§ **TASK DIRECTIONS**
Extract each line containing the string "this".
-- start RECORDS SUPPLIED --
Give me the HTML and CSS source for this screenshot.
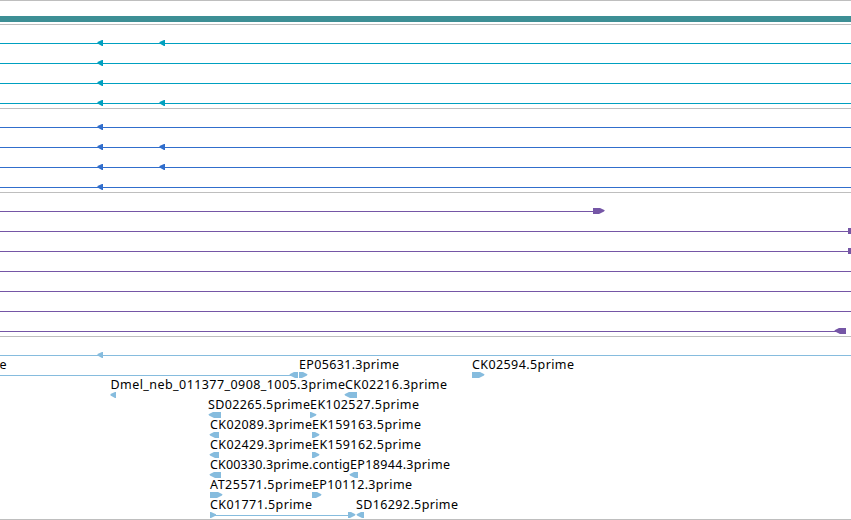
-- end RECORDS SUPPLIED --
-- start RECORDS SUPPLIED --
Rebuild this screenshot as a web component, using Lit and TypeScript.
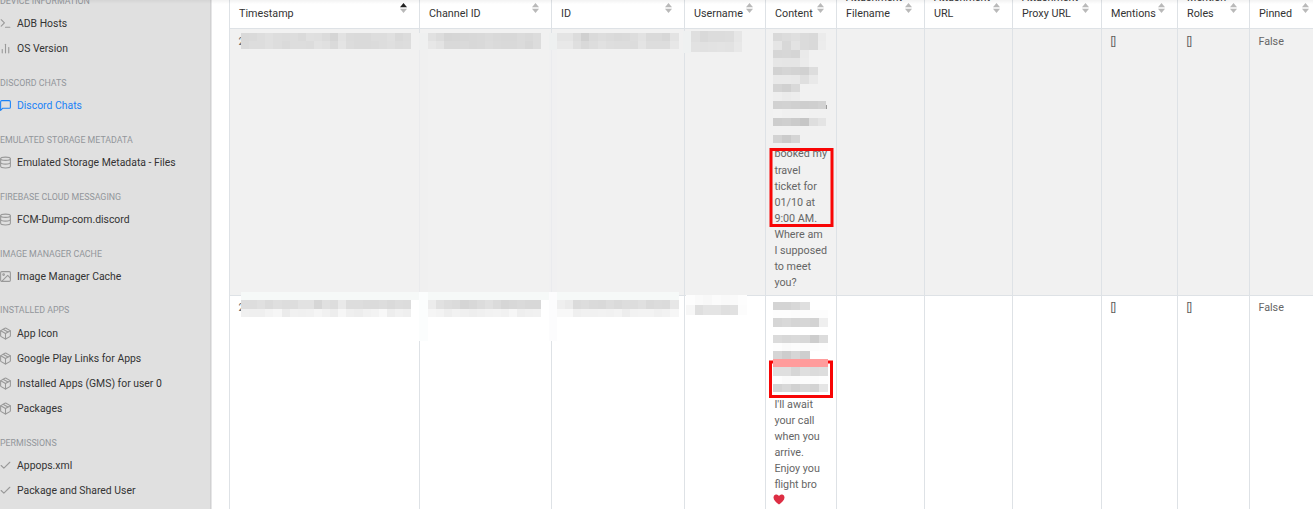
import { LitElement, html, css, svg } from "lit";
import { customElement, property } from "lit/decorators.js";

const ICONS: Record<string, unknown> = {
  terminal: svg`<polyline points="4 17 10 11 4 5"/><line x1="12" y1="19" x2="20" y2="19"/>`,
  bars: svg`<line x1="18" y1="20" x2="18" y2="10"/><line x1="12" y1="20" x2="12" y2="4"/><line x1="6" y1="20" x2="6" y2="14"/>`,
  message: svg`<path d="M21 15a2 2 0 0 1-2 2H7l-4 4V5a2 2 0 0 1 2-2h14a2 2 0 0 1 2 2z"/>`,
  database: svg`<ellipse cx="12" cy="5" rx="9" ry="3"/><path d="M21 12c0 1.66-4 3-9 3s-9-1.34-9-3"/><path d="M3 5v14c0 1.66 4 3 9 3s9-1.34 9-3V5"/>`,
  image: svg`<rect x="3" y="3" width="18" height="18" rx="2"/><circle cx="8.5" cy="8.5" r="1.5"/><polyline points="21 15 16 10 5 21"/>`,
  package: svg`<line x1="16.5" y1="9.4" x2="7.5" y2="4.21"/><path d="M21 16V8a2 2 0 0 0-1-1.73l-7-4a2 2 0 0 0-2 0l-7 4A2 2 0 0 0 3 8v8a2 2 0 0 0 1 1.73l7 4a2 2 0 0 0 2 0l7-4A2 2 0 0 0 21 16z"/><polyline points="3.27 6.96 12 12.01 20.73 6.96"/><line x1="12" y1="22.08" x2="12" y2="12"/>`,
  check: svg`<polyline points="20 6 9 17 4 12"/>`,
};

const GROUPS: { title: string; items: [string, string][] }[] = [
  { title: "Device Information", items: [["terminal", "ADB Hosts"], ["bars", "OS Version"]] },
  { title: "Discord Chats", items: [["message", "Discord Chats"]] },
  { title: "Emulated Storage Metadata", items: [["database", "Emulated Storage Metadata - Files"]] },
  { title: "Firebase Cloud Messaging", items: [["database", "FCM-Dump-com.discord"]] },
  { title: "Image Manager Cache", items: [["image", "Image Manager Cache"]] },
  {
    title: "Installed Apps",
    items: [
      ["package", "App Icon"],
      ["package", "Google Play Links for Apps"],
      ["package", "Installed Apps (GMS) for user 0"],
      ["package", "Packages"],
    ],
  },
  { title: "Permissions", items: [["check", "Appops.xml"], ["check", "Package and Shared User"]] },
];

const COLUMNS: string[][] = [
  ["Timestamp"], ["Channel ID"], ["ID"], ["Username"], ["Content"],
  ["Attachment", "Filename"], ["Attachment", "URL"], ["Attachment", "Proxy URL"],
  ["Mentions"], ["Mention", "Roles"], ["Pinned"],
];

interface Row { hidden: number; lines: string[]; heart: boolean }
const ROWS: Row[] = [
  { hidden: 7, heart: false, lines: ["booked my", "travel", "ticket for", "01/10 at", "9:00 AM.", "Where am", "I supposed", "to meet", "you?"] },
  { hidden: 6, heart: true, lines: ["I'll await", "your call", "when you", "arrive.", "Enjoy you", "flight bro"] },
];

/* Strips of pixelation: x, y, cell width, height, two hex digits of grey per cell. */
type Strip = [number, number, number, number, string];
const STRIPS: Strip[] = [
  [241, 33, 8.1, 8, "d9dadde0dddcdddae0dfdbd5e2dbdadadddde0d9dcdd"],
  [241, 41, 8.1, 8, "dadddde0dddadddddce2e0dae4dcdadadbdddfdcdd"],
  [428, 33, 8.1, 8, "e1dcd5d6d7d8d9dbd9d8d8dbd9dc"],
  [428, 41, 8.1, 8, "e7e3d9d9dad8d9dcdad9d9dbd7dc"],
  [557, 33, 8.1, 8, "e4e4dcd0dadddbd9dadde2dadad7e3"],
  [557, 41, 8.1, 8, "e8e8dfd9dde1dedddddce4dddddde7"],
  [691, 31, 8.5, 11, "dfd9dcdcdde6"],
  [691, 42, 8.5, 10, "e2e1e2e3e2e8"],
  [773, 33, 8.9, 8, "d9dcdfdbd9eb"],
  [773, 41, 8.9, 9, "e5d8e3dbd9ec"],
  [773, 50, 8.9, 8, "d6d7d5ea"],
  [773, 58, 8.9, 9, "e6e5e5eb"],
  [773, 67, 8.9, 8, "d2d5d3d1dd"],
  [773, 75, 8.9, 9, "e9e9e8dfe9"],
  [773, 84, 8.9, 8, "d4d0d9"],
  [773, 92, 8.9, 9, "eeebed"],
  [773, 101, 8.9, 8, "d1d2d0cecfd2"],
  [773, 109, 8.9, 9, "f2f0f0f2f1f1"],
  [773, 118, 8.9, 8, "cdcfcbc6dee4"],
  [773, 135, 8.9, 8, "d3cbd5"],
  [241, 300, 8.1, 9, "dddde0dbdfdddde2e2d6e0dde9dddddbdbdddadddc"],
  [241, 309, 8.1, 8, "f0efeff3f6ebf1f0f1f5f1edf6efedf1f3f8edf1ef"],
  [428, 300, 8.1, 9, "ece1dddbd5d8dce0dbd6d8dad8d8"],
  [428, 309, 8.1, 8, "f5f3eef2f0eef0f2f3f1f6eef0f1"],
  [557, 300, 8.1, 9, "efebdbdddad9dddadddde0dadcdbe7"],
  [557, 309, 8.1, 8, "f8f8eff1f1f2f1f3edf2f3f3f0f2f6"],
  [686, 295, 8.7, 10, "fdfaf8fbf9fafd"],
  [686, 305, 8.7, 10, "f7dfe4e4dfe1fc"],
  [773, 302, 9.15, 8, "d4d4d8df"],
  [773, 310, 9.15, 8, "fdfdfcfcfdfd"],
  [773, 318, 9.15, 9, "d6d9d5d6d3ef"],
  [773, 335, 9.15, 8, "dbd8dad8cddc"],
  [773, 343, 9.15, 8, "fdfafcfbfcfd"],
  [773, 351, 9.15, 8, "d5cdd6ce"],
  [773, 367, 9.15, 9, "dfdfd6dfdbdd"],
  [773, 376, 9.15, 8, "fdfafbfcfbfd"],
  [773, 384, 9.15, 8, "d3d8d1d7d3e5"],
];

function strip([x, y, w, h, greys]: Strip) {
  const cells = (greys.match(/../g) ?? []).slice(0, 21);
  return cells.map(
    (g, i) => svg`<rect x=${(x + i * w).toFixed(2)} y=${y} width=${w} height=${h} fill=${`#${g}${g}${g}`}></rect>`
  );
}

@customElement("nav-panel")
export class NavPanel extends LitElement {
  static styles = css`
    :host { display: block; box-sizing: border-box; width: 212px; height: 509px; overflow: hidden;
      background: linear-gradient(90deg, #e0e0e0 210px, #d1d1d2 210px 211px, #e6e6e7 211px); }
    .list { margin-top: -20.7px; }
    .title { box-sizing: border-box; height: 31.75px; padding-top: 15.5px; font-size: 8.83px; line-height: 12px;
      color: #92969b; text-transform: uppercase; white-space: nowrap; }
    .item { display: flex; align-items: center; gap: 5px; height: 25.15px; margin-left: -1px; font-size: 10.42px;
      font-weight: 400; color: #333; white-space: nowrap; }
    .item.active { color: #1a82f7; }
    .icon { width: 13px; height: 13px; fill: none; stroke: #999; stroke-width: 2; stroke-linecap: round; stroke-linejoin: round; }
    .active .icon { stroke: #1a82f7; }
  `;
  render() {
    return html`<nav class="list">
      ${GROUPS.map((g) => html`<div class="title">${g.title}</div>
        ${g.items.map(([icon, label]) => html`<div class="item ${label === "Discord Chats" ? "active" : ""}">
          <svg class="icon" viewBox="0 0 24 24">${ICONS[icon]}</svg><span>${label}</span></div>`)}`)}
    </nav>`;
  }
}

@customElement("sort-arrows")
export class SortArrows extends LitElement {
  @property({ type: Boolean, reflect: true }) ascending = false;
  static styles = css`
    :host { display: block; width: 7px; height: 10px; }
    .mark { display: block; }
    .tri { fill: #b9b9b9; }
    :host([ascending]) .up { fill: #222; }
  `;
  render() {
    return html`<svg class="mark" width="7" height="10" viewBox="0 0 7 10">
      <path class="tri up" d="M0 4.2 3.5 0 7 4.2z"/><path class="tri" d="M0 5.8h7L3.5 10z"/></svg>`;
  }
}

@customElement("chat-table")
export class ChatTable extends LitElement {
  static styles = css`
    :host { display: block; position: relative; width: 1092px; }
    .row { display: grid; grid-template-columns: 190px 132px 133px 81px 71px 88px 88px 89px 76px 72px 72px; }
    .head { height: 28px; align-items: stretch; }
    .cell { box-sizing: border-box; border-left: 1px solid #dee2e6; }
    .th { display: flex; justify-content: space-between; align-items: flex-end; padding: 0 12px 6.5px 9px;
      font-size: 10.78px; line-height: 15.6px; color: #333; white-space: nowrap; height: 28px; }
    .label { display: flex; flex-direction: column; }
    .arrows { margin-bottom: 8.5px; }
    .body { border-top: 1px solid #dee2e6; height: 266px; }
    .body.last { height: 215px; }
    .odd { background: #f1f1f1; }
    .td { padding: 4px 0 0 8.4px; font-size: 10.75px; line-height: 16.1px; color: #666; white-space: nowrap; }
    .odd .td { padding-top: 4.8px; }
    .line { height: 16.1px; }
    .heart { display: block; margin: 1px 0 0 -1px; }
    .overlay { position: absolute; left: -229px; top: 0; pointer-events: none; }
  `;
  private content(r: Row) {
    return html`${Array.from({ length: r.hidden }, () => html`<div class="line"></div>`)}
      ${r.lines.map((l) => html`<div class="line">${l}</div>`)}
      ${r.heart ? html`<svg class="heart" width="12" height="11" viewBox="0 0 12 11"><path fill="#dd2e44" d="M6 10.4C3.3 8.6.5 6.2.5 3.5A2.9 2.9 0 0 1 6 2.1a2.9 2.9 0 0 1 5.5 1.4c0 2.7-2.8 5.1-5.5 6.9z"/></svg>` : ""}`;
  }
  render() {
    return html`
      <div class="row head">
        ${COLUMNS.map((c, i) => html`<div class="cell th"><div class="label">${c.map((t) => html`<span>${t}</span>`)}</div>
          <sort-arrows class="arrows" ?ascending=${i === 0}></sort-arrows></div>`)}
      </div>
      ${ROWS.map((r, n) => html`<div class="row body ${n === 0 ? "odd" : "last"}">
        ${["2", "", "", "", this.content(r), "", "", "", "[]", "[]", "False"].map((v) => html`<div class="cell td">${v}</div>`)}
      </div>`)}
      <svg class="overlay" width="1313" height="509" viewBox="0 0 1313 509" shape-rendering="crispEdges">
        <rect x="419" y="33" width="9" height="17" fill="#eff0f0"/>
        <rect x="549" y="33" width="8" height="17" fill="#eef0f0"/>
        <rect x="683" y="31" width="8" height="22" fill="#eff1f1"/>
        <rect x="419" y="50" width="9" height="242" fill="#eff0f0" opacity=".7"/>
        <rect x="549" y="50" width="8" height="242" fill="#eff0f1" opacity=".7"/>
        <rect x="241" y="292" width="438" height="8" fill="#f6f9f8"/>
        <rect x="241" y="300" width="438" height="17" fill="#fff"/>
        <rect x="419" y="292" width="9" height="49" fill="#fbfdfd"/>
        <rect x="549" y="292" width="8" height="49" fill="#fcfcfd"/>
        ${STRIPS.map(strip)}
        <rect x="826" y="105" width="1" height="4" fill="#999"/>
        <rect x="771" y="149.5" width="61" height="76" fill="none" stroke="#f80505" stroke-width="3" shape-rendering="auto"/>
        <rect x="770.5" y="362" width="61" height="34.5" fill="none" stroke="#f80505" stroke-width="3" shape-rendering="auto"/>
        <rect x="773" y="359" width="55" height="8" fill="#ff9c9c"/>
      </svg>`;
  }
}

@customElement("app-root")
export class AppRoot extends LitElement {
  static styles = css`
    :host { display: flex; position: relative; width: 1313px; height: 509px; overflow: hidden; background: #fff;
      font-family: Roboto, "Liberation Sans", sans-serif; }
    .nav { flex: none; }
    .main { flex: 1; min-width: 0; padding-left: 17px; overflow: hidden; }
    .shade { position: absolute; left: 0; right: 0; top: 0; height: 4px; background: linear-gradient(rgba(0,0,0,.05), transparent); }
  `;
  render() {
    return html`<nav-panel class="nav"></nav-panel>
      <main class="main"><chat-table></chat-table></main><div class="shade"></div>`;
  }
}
-- end RECORDS SUPPLIED --
§ **ANSWER TO THE TASK**
Give me the HTML and CSS source for this screenshot.
Rebuild this screenshot as a web component, using Lit and TypeScript.
        ${["2", "", "", "", this.content(r), "", "", "", "[]", "[]", "False"].map((v) => html`<div class="cell td">${v}</div>`)}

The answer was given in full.